The Left, despite its love of hurt feelings over facts, has always had a likability problem. Left-wing activists are often seen as petulant, hateful, childish people, with some justification. Look at Laurie Penny, darling of the Left, defending vandalism of a war memorial on Twitter. And Left-wing politicians too often come across like disingenuous, schoolmarmish, nannying prudes.
In addition to being populated by mediocre talents, the Labour Party has a gigantic credibility problem on the two big issues of the day, the economy and immigration, not because it has got things wrong in the past, but because it refuses to apologise properly for its misdeeds. The party still will not admit it spent too much in government. No one is buying any more; the next leader will have to prostrate himself before the electorate to distance himself from the last 20 years of mismanagement and arrogance.

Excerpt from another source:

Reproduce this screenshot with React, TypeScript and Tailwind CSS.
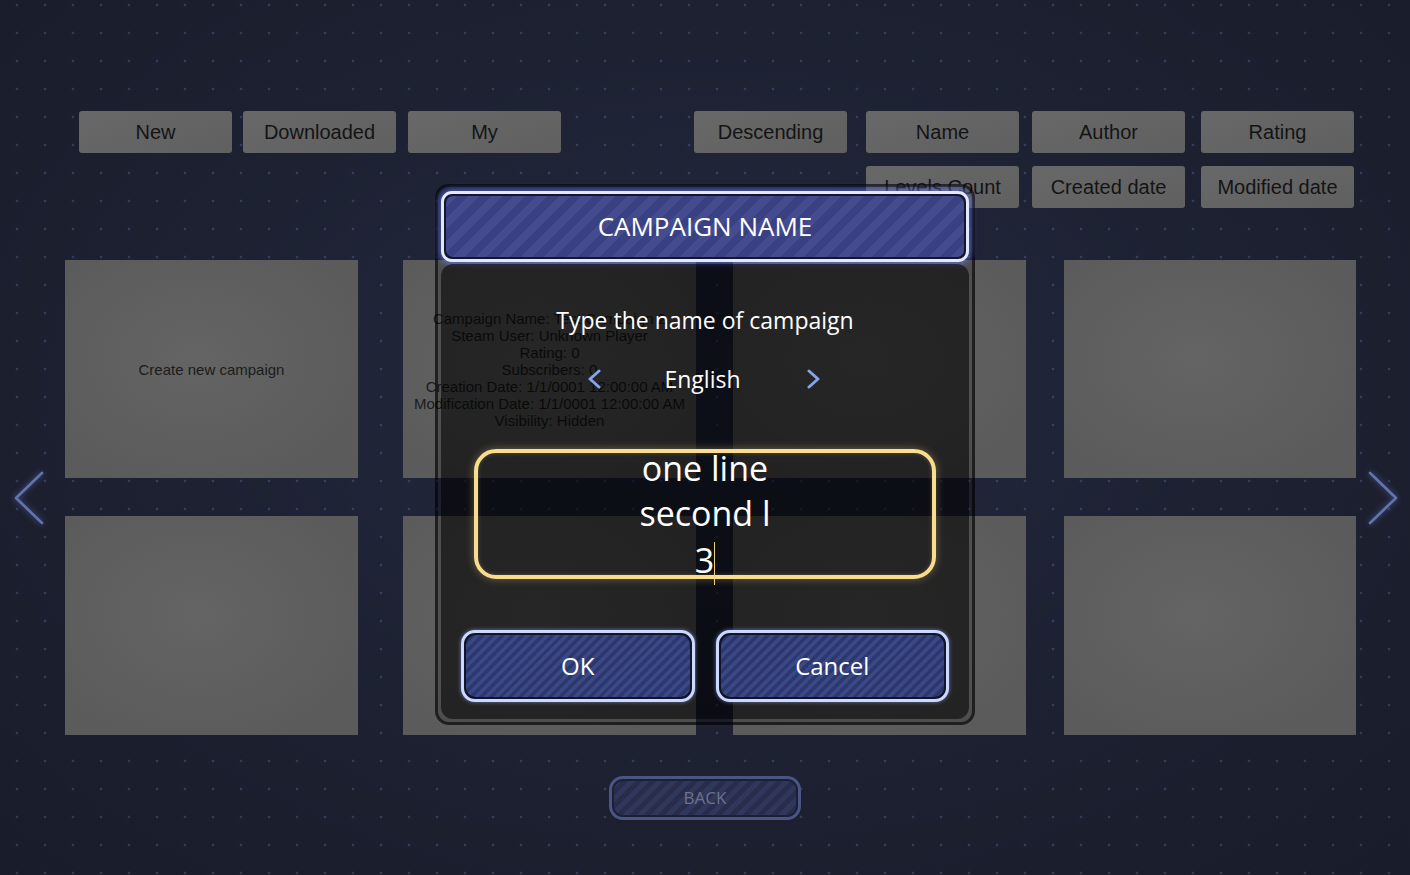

Couple this with the emergence of the SNP and the near-inevitability of Scottish independence, and it’s tough to imagine Labour ever getting elected again. Some people will rejoice at that, but actually it’s tragic, because it would do the Conservatives no harm to have a serious opposition checking their figures and challenging their arguments.
Yet the entire Labour party seems only to speak to metropolitan London and the fringe concerns of a few anxious middle-class hand-wringers. If you only watch the BBC and hang out on social media, you might be forgiven for thinking that British people care about transgender pronouns, safe spaces and trigger warnings. Actually they care about the economy, immigration and having a strong leader who can represent British values throughout the world. Labour fails, horribly, on all three counts.
The next Labour leader will be more moderate, but not because Labour realises it got anything wrong, simply that its MPs know now that Miliband-style student politics make for an unelectable party. But whether the oleaginous, smirking, vacuous New Labour revival, represented today by smarmy estate agent types like Chuka Umunna, will resonate any better is an open question. After all, we tried it with Tony Blair – and look how that turned out.